After completing the inspection mentioned above, the inspector is legally obliged to produce a report and submit the investigation results to the court in writing or as an electronic record (Article 306, Paragraph 5). If the court deems it necessary, it may order the inspector to supplement or add to the report (Paragraph 6 of the same Article). In addition to providing a copy of the report to the company, if the inspector is appointed upon a shareholder’s application, a copy of the report must also be provided to the applicant shareholder (Paragraph 7 of the same Article). Typically, the inspector will include documents such as the convening notice, records of notice dispatch, minutes of the board of directors meeting, minutes of the shareholder meeting, and a verbatim transcript of the meeting audio file as attachments to the report submitted to the court.

Inspectors shall maintain neutrality and faithfully record the proceedings of the shareholders' meeting.

However, it is worth noting that the inspector is neither the person presiding over the shareholder meeting nor aligned with the applicant. Instead, the inspector serves as a neutral third party who faithfully records the convening procedure and its legality. Therefore, if the convener still takes unlawful or improper actions on the day of the shareholder meeting, the inspector will not intervene to stop them immediately. It means the possibility of shareholder rights being infringed cannot be completely ruled out. Nevertheless, because the inspector prepares a report afterward, detailing the entire convening process, the court will, in principle, rely on the inspector’s report to determine whether the proceedings were unlawful if subsequent litigation occurs. This mechanism still serves to some extent as a deterrent against intentional violations by the convener and as a function of evidence preservation.

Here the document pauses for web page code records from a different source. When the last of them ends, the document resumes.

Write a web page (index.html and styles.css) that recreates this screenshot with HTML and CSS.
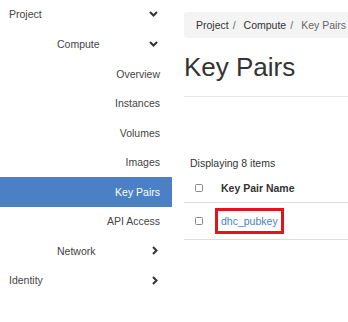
FILE: index.html
```html
<!DOCTYPE html>
<html lang="en">
<head>
    <meta charset="UTF-8">
    <meta name="viewport" content="width=device-width, initial-scale=1.0">
    <title>Key Pairs</title>
    <link rel="stylesheet" href="styles.css">
</head>
<body>
    <!-- Sidebar -->
    <nav class="sidebar">
        <div class="nav-row top first">
            <span>Project</span>
            <svg class="chev" width="9" height="6" viewBox="0 0 9 6"><path d="M1 1 L4.5 4.5 L8 1" /></svg>
        </div>
        <div class="nav-row group compute">
            <span>Compute</span>
            <svg class="chev" width="9" height="6" viewBox="0 0 9 6"><path d="M1 1 L4.5 4.5 L8 1" /></svg>
        </div>
        <a class="nav-row sub" href="#">Overview</a>
        <a class="nav-row sub" href="#">Instances</a>
        <a class="nav-row sub" href="#">Volumes</a>
        <a class="nav-row sub" href="#">Images</a>
        <a class="nav-row sub active" href="#">Key Pairs</a>
        <a class="nav-row sub" href="#">API Access</a>
        <div class="nav-row group">
            <span>Network</span>
            <svg class="chev" width="6" height="9" viewBox="0 0 6 9"><path d="M1 1 L4.5 4.5 L1 8" /></svg>
        </div>
        <div class="nav-row top">
            <span>Identity</span>
            <svg class="chev" width="6" height="9" viewBox="0 0 6 9"><path d="M1 1 L4.5 4.5 L1 8" /></svg>
        </div>
    </nav>

    <!-- Content -->
    <main class="content">
        <div class="inner">
            <ol class="breadcrumb">
                <li>Project</li>
                <li class="sep">/</li>
                <li>Compute</li>
                <li class="sep">/</li>
                <li class="current">Key Pairs</li>
            </ol>

            <h1 class="page-title">Key Pairs</h1>

            <p class="count">Displaying 8 items</p>

            <table class="keys">
                <colgroup>
                    <col class="col-check">
                    <col>
                </colgroup>
                <thead>
                    <tr>
                        <th class="check"><span class="box"></span></th>
                        <th>Key Pair Name</th>
                    </tr>
                </thead>
                <tbody>
                    <tr>
                        <td class="check"><span class="box"></span></td>
                        <td><a class="key-link" href="#">dhc_pubkey</a></td>
                    </tr>
                </tbody>
            </table>
        </div>
    </main>
</body>
</html>
```

FILE: styles.css
```css
/* Base */
body {
    margin: 0;
    display: flex;
    font-family: "Liberation Sans", Arial, sans-serif;
    font-size: 10.5px;
    color: #333;
    background: #fff;
    height: 322px;
    overflow: hidden;
}

/* Sidebar */
.sidebar {
    width: 172px;
    flex-shrink: 0;
}

.nav-row {
    display: flex;
    align-items: center;
    height: 29.5px;
    color: #444;
    text-decoration: none;
    box-sizing: border-box;
}

.nav-row.first {
    height: 28px;
}

.nav-row.compute {
    height: 31px;
}

.nav-row.top {
    justify-content: space-between;
    padding-left: 9px;
    padding-right: 14px;
}

.nav-row.group {
    justify-content: space-between;
    padding-left: 57px;
    padding-right: 14px;
}

.nav-row.sub {
    justify-content: flex-end;
    padding-right: 12px;
}

.nav-row.active {
    background-color: #4b80c5;
    color: #fff;
}

.chev path {
    fill: none;
    stroke: #333;
    stroke-width: 2;
}

/* Content */
.content {
    flex: 1;
    overflow: hidden;
}

.inner {
    width: 320px;
    padding-left: 12px;
    padding-top: 12px;
}

.breadcrumb {
    display: flex;
    list-style: none;
    margin: 0;
    padding: 0 12px;
    height: 26px;
    align-items: center;
    background-color: #f4f4f4;
    border-radius: 4px;
    white-space: nowrap;
    color: #333;
}

.breadcrumb .sep {
    color: #666;
    padding: 0 8px 0 4px;
}

.breadcrumb .current {
    color: #666;
}

.page-title {
    margin: 0;
    padding: 15px 0 14px;
    font-size: 26px;
    font-weight: normal;
    line-height: 29px;
    color: #333;
    border-bottom: 1px solid #e8e8e8;
}

.count {
    margin: 59px 0 0 6px;
    line-height: 14px;
}

/* Table */
.keys {
    width: 100%;
    table-layout: fixed;
    border-collapse: collapse;
    margin-top: 4px;
}

.col-check {
    width: 37px;
}

.keys th,
.keys td {
    text-align: left;
    padding: 0;
}

.keys th {
    height: 28px;
    font-weight: bold;
    border-bottom: 1px solid #ddd;
}

.keys td {
    height: 36px;
    border-bottom: 1px solid #ddd;
}

.keys .check {
    padding-left: 11px;
}

.box {
    display: block;
    width: 6px;
    height: 6px;
    border: 1px solid #888;
    border-radius: 1.5px;
}

.key-link {
    display: inline-block;
    margin-left: -6px;
    padding: 2px 3px;
    line-height: 16px;
    border: 3px solid #e3121b;
    color: #4e7ec6;
    text-decoration: none;
}
```
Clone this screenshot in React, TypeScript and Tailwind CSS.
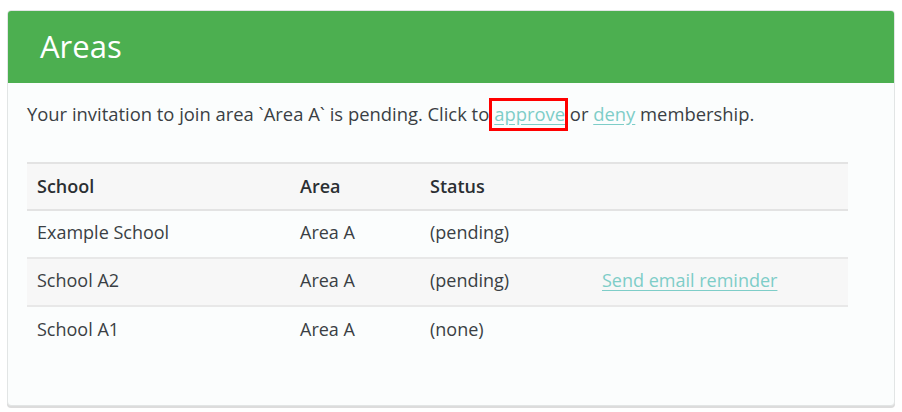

Finally, regarding the inspector’s remuneration, the Companies Act stipulates that it shall be borne by the company (Article 306, Paragraph 4), including the necessary expenses for the investigation (Civil Code Articles 649, 650, 656). However, in practice, these costs are often prepaid by the applicant at the time of application and subsequently claimed from the company.

Our jurisdiction may consider this as a reference or a model for legislative reform.

Given that the corporate control disputes frequently seen in Taiwan’s practice are not limited to the shareholder meeting proceedings themselves, but start from various shareholder services operations, such as the board resolution before the meeting, the review of shareholder proposals, the dispatch and re-issuance of convening notices, the distribution of souvenirs, proxy solicitation, and tallying as well as validation of proxies. Disputes have previously occurred at every single stage; future consideration could be given to referencing Japan’s Companies Act inspector system. Expanding the duties and scope of investigation for the existing inspector system in Taiwan’s Company Act would likely help prevent unlawful conduct during shareholder meetings. Meanwhile, this can effectively preserve relevant evidence and achieve a greater effect in resolving disputes and restoring order.